Jesucristo es también una importante y
clara “fuente de todo consuelo”, puesto
que así lo hace en la hora de nuestra aflicción, regalándonos su ternura y su
compasión, y como signo de todo aquello se entregó por nosotros para morir en
la cruz, porque de esta manera Él ya sería para siempre “vida y resurrección nuestra”, infundiéndonos así un sentimiento de
seguridad y confianza que hace que Cristo sea del mismo modo “paz y reconciliación nuestra”.

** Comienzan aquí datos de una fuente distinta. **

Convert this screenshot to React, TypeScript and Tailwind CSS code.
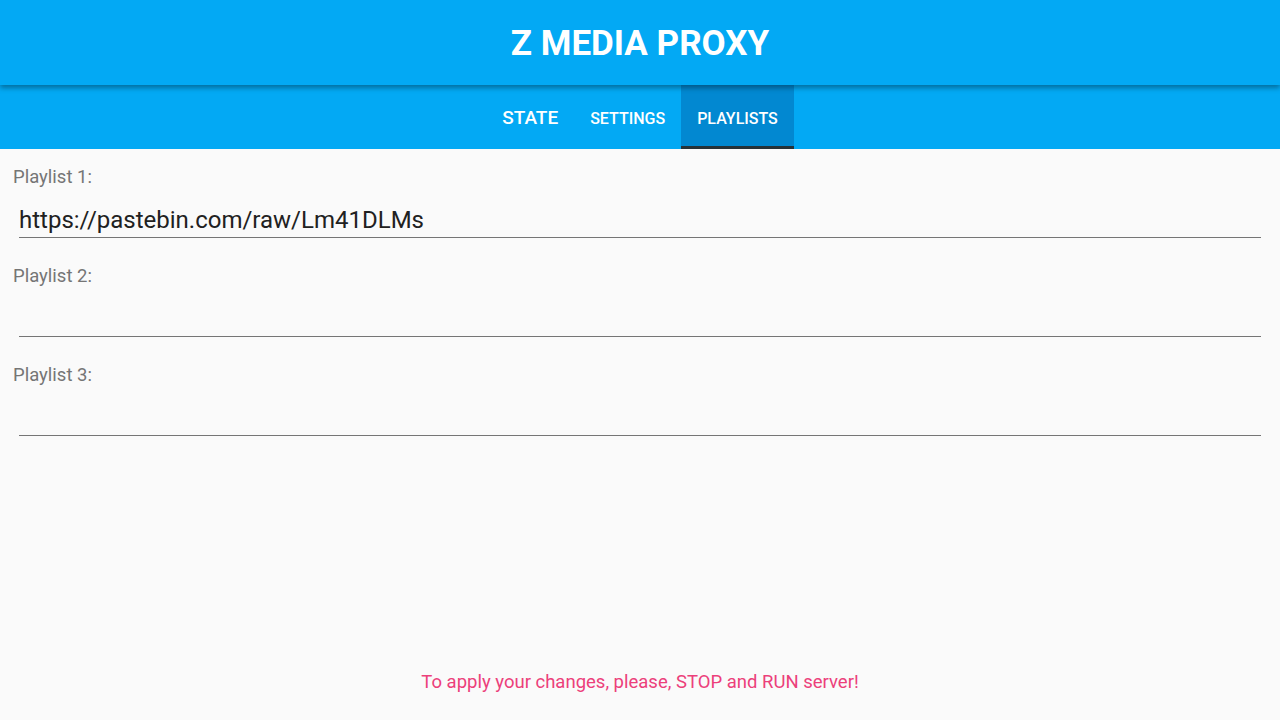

El Hijo de Dios no había cometido nunca
pecado alguno, y aunque se ofreció voluntariamente a su pasión, no dejará de
ser “víctima por nuestros pecados”,
porque cualquier daño o mal que cometamos, se lo estaremos haciendo a Él, que
sin embargo jamás deja de ser “salvación
de los que en Él esperan” y “esperanza
de los que en Él mueren”, por ello, como una visión ya del Paraíso, las
letanías al Sagrado Corazón culminan al ser contemplado como “delicias de todos los Santos”, abriendo
horizontes infinitos de bienaventuranza eterna.